* STATED EXERCISE *
Select all lines in the records that include "React".

[Saved data entries]
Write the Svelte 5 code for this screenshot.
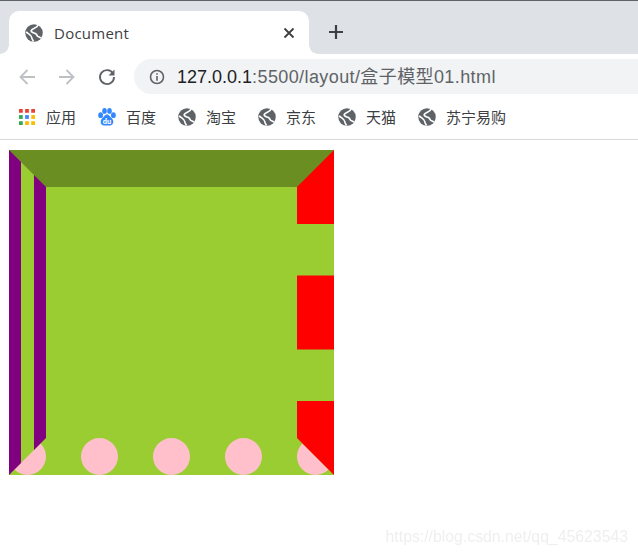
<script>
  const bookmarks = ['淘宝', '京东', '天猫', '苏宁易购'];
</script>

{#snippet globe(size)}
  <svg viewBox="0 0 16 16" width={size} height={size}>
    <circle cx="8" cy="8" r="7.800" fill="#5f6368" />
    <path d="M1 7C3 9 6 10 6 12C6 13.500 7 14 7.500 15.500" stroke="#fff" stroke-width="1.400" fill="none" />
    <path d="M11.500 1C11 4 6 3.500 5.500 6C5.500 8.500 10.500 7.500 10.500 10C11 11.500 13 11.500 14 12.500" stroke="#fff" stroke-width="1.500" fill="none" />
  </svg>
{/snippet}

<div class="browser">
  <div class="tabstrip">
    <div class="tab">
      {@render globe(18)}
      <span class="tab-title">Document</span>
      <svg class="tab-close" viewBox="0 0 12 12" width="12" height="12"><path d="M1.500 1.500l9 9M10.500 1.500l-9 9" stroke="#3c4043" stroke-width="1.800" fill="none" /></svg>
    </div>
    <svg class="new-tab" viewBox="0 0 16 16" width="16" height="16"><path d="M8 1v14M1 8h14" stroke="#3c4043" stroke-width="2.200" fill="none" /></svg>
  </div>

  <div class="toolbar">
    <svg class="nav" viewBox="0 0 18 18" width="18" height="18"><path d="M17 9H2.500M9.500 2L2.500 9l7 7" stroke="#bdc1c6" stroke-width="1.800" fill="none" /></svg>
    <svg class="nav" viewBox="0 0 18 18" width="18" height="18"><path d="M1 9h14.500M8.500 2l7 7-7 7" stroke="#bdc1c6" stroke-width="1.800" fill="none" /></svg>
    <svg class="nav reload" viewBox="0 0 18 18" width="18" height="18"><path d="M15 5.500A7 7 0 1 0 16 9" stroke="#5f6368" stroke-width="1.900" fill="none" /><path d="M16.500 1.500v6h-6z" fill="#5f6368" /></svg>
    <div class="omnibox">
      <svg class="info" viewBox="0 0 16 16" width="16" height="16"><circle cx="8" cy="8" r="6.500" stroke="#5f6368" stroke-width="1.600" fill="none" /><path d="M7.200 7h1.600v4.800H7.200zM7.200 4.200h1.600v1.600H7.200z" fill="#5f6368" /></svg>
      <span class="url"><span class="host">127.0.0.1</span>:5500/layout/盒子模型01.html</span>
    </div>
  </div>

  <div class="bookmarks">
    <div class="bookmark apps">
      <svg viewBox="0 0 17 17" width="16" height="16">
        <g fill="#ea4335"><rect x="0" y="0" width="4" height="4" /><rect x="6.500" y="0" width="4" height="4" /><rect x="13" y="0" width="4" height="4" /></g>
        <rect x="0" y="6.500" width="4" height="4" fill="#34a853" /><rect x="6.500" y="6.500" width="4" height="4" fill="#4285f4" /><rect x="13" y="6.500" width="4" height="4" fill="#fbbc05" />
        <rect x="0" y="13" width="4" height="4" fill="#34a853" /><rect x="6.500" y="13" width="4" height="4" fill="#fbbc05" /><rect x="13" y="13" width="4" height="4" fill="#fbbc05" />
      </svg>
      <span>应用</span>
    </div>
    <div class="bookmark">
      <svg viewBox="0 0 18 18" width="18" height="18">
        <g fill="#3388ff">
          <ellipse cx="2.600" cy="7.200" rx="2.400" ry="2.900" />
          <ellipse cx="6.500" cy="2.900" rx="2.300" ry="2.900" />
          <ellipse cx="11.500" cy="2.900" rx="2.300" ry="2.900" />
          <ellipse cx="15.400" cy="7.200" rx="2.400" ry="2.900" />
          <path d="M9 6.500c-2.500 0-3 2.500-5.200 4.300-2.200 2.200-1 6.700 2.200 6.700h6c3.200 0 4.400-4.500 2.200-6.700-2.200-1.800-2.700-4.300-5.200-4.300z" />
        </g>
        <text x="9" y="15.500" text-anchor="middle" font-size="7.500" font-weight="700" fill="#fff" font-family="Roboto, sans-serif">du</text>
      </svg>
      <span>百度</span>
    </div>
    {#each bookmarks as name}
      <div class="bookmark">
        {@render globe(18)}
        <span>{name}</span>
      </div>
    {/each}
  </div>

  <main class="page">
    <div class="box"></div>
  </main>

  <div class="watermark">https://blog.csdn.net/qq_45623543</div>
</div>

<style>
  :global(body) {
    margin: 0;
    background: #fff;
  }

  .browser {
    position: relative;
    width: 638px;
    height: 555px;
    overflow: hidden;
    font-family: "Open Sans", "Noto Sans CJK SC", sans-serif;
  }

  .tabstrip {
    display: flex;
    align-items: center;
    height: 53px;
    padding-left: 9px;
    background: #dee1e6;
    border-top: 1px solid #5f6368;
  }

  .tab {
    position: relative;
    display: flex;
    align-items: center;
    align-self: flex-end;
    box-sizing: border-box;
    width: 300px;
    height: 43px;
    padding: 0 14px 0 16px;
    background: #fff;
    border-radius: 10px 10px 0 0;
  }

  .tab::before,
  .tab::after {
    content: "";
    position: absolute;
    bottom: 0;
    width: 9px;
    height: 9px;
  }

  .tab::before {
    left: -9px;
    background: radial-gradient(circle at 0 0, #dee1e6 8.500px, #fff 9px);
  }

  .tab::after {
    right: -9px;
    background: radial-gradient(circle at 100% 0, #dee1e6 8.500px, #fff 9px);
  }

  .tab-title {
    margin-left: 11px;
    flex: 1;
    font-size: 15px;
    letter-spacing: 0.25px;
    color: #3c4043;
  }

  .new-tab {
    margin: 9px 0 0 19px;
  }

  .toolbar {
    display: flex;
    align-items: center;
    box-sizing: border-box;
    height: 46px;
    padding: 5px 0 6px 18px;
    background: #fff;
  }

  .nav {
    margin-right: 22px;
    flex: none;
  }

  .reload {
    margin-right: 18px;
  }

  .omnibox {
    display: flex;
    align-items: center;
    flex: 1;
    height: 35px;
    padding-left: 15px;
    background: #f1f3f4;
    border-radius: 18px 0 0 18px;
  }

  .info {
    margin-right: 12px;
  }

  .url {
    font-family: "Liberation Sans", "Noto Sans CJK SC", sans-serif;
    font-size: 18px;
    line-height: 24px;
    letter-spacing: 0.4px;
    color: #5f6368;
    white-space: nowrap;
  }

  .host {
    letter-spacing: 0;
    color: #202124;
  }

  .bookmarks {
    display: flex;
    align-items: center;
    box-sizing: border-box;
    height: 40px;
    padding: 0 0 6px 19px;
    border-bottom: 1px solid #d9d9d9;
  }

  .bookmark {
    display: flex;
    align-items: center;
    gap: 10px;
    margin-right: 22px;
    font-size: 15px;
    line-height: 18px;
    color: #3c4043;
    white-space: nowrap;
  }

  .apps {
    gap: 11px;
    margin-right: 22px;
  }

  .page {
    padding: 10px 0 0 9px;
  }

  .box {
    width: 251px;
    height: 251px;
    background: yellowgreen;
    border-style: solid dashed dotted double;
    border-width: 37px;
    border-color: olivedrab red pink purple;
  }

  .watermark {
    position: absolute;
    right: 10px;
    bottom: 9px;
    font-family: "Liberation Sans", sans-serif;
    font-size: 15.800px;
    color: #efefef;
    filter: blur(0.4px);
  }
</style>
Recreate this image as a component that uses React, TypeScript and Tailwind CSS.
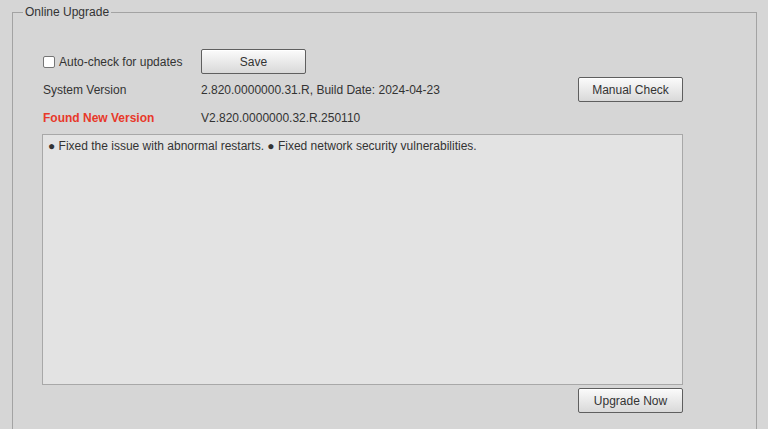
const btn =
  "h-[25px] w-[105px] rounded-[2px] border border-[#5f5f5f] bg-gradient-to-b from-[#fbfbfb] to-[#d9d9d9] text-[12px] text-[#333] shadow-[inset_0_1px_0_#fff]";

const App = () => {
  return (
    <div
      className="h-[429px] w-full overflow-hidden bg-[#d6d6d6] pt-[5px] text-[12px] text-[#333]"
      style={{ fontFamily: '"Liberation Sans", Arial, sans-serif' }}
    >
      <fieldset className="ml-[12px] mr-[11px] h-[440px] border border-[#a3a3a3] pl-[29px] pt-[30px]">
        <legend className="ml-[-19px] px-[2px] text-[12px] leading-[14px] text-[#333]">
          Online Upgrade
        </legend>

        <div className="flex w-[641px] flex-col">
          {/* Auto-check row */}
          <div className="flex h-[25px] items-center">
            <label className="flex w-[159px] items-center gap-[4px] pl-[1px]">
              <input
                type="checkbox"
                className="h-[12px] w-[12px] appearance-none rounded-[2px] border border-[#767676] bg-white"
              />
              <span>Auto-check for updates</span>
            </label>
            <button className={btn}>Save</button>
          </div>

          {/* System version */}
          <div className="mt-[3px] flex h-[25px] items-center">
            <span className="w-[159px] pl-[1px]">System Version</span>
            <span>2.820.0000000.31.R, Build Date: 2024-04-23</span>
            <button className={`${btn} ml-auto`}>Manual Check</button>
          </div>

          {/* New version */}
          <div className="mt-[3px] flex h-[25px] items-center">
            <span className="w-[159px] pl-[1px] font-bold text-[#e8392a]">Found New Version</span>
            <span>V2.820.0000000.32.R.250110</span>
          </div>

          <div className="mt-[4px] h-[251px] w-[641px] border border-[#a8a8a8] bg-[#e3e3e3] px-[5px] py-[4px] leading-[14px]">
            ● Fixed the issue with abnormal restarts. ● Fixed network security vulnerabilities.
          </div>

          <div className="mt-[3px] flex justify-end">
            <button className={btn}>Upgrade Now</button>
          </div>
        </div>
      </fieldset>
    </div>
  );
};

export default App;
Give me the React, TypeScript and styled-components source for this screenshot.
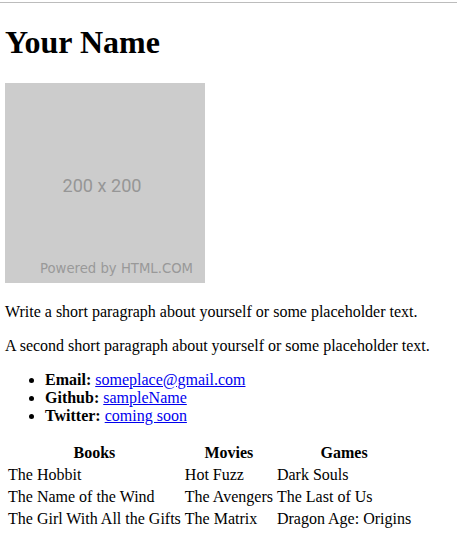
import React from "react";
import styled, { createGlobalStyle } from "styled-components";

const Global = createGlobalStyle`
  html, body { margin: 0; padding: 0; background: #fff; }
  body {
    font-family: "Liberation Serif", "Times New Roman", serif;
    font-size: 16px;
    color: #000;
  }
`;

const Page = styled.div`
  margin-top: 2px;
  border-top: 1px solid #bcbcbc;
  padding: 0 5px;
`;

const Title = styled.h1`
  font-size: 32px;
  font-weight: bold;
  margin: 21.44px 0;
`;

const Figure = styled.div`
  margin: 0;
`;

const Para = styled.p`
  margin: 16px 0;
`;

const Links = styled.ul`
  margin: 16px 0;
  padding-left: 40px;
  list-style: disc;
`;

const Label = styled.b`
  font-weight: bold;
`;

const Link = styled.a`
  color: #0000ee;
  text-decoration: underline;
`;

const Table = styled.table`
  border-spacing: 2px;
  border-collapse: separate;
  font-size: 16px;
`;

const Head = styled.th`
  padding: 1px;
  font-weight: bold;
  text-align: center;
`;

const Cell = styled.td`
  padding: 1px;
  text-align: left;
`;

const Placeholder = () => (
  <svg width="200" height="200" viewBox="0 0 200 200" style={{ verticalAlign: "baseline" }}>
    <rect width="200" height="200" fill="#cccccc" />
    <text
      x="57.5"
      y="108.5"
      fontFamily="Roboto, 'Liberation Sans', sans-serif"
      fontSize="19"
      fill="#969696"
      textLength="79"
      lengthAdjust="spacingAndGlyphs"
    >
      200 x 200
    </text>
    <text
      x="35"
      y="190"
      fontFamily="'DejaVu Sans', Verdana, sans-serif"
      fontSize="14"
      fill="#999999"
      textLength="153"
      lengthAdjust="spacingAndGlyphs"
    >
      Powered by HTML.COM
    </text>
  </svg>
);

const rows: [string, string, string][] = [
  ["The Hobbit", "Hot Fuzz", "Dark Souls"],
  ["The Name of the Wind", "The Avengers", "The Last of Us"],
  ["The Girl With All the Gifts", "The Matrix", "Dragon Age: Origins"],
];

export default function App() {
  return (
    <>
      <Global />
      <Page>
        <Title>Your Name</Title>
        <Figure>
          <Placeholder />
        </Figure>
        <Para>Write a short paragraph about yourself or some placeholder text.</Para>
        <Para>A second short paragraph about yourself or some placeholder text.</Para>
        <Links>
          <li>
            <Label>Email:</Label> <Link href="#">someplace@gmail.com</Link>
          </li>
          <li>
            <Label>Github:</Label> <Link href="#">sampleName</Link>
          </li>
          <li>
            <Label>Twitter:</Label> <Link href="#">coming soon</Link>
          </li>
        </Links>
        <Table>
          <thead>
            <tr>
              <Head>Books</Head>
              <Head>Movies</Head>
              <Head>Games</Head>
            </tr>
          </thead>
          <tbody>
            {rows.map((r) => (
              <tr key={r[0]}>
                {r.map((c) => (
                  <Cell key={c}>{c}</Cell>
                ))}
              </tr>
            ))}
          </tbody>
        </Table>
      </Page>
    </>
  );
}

* SOLUTION FOR THIS TASK *
Recreate this image as a component that uses React, TypeScript and Tailwind CSS.
Give me the React, TypeScript and styled-components source for this screenshot.
import React from "react";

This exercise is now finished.